Single out the lines of the material that contain "page" and copy them.

Start of Given records

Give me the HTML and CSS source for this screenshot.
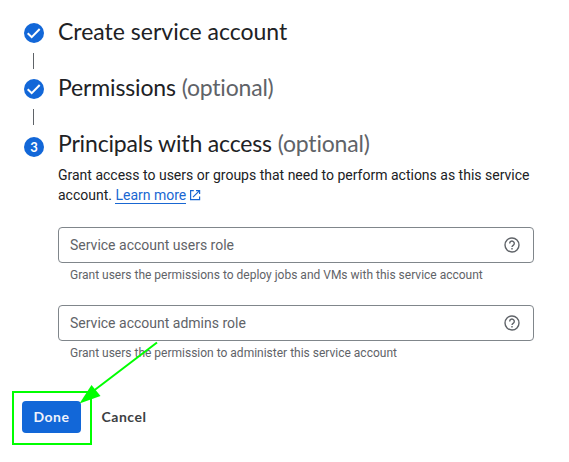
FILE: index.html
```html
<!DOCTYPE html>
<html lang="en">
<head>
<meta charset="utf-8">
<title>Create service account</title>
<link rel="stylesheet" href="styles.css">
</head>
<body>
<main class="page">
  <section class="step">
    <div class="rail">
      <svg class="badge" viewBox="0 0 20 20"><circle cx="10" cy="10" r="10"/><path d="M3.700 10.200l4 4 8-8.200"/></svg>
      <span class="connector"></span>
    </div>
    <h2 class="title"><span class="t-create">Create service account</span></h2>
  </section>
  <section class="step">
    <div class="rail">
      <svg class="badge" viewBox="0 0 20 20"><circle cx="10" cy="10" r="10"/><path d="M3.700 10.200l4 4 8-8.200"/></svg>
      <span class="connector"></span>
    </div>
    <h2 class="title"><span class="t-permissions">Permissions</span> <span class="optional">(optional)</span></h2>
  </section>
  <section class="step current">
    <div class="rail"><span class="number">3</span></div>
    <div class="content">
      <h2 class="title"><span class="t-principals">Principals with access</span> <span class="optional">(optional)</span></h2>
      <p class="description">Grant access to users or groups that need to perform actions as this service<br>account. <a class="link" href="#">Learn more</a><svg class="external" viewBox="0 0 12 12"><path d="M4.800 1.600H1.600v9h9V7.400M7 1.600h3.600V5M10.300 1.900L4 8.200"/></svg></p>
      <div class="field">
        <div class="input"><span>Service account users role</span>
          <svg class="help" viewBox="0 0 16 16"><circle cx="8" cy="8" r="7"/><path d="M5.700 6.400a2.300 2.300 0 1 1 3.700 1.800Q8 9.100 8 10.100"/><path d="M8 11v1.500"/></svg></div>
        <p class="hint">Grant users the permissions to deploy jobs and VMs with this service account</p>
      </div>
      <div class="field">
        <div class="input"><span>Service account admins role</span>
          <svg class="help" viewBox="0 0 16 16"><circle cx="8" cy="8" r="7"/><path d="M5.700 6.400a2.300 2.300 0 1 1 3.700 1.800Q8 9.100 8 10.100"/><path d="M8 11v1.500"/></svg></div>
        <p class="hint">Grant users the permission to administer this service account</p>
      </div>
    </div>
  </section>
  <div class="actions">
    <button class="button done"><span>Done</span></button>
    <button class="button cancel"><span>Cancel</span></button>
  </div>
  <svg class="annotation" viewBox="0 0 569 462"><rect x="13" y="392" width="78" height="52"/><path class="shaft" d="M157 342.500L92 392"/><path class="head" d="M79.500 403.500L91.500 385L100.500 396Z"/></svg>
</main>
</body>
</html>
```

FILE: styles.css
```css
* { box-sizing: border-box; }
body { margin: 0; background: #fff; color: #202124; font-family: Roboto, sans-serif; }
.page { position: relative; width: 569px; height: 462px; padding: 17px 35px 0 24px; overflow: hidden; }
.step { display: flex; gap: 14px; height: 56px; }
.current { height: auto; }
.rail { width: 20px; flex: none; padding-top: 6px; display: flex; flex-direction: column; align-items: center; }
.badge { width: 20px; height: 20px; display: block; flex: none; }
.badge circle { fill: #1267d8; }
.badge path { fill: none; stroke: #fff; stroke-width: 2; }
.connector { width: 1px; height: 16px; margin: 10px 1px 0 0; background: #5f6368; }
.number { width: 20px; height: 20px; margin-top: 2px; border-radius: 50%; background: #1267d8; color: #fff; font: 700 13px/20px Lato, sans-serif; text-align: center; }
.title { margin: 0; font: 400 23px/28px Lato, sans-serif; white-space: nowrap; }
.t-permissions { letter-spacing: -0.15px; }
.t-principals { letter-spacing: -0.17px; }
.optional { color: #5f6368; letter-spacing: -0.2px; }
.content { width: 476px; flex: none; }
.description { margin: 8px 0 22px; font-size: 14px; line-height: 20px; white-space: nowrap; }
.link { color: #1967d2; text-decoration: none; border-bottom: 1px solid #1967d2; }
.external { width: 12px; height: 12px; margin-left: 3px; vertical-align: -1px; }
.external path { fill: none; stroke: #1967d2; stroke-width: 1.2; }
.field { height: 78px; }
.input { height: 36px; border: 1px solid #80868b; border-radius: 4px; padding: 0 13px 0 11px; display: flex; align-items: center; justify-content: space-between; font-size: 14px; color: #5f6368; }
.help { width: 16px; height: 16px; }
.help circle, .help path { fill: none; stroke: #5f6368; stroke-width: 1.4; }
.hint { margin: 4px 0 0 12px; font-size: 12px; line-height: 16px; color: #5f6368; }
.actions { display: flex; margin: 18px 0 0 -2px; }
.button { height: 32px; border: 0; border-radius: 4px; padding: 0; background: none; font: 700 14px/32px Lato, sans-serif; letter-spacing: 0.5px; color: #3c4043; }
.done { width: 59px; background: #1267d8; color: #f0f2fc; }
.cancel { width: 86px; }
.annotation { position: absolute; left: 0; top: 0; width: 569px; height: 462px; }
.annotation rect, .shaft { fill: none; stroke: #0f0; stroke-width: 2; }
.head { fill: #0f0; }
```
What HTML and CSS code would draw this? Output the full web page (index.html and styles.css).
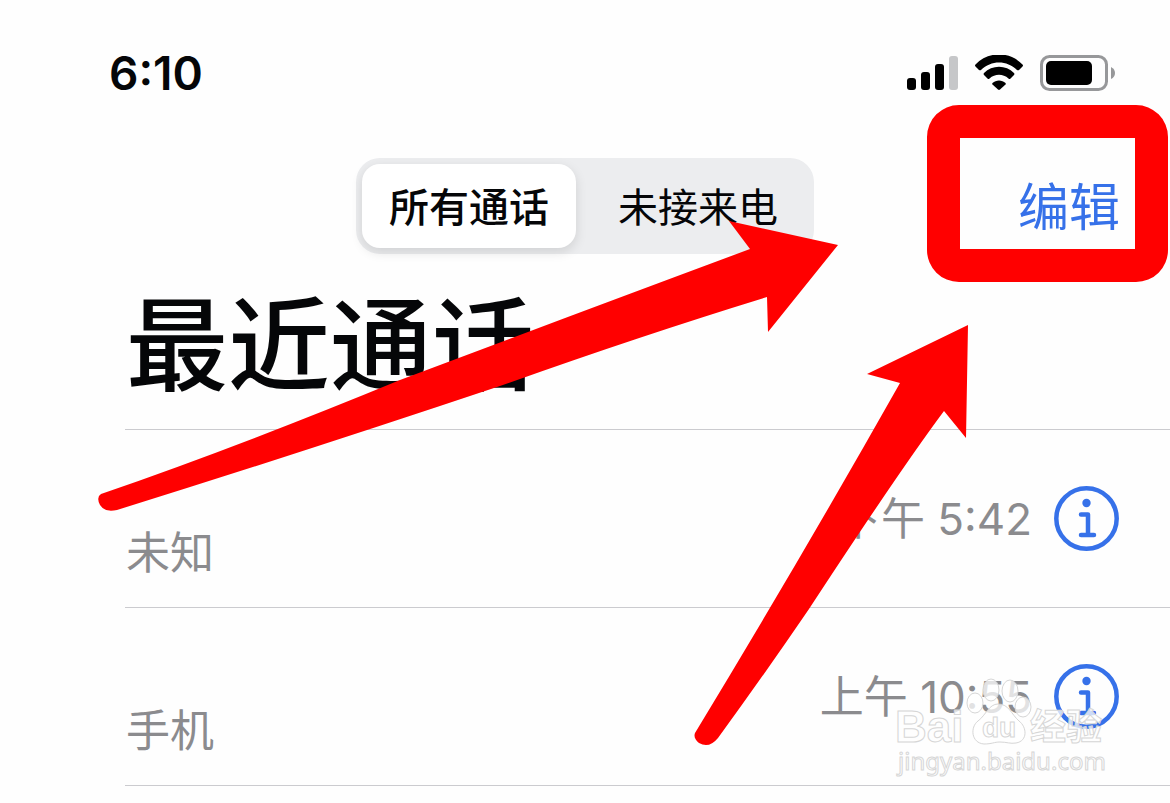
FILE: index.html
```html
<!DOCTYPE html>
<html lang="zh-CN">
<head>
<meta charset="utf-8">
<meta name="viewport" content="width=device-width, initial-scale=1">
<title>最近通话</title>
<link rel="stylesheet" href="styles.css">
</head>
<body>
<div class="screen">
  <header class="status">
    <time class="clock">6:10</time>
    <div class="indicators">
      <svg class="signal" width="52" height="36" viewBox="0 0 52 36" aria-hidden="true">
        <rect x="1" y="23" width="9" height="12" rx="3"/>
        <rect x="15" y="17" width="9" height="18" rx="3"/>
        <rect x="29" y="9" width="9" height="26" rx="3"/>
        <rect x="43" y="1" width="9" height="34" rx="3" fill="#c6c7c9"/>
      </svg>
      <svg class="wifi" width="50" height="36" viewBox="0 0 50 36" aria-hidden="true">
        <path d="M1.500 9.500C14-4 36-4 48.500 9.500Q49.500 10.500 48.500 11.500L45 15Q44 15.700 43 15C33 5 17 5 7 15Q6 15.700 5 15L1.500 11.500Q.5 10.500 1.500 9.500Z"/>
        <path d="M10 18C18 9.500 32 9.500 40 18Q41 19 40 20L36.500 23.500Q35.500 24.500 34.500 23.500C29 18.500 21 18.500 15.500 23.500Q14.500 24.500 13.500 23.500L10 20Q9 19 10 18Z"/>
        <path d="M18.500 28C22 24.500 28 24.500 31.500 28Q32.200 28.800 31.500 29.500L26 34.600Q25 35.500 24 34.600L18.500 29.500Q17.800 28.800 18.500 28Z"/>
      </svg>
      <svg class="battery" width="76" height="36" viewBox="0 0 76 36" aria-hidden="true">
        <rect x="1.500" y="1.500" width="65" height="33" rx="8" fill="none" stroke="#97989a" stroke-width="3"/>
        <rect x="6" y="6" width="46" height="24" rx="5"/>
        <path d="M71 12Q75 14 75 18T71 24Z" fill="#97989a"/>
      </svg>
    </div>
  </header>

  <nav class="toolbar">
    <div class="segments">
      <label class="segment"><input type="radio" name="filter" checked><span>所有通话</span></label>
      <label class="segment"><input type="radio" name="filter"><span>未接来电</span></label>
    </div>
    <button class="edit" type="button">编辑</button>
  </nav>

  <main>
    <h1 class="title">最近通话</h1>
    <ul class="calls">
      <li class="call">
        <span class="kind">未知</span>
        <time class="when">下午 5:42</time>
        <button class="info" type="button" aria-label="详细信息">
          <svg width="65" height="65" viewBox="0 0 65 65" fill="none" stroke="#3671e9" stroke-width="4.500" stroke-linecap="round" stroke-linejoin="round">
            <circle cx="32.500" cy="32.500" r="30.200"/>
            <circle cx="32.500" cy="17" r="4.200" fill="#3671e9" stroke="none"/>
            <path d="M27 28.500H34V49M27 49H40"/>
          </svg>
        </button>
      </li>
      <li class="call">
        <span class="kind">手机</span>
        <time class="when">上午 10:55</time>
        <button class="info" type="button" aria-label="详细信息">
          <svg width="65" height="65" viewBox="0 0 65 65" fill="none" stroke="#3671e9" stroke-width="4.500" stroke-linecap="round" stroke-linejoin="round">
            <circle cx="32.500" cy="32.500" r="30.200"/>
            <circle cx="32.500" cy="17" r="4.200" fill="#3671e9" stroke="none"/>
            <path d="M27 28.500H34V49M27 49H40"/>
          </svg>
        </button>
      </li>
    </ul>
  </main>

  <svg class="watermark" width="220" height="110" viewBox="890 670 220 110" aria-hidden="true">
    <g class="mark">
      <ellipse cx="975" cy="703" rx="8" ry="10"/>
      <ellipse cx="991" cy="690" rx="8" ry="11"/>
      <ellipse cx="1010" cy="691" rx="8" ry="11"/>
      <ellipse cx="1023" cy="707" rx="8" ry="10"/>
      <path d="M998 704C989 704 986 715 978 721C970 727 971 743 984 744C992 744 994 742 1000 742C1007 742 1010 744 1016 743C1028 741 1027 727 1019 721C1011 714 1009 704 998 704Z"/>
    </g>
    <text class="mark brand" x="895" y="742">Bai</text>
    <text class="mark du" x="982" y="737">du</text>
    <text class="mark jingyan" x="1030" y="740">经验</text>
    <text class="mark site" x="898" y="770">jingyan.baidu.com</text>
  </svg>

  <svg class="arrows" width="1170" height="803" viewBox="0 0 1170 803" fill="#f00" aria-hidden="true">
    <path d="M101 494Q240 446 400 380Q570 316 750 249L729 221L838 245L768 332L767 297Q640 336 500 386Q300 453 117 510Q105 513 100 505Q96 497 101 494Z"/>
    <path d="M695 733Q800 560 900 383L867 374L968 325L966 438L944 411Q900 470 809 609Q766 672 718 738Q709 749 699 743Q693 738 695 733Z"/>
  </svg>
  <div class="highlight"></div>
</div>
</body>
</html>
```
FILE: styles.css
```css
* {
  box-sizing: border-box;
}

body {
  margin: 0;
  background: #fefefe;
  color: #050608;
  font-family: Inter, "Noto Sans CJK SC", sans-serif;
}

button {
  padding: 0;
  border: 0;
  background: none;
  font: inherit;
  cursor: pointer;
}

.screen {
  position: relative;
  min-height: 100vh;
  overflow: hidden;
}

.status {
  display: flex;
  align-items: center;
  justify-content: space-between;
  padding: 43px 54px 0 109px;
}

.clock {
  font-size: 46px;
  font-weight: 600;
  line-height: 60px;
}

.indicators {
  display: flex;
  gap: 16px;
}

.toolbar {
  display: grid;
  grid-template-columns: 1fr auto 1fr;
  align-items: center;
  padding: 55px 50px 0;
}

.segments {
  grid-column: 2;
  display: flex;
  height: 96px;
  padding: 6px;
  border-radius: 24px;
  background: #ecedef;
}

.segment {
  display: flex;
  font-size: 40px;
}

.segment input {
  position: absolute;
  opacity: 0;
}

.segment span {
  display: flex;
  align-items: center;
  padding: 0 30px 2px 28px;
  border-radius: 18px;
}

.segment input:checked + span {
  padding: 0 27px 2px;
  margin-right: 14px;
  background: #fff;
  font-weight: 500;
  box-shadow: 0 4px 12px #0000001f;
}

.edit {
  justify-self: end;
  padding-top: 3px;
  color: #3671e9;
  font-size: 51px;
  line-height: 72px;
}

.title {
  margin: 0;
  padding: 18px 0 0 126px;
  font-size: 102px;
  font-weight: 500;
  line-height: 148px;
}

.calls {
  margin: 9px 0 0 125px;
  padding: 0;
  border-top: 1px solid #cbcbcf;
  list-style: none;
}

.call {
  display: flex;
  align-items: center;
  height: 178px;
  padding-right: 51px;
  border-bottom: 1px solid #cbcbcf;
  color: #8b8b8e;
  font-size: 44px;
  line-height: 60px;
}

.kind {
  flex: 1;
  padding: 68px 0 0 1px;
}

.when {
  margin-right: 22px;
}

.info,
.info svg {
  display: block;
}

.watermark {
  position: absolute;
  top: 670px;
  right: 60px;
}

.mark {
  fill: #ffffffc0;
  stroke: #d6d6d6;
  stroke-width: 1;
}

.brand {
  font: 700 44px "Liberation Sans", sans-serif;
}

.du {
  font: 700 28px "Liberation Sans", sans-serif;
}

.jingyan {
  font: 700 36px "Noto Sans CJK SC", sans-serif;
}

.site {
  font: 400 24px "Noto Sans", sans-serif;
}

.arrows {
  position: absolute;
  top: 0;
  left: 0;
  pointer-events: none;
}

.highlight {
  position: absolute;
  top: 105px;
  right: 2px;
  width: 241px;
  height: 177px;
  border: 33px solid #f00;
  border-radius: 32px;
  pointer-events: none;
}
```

End of Given records

▶ _Written response_
<main class="page">
.page { position: relative; width: 569px; height: 462px; padding: 17px 35px 0 24px; overflow: hidden; }
What HTML and CSS code would draw this? Output the full web page (index.html and styles.css).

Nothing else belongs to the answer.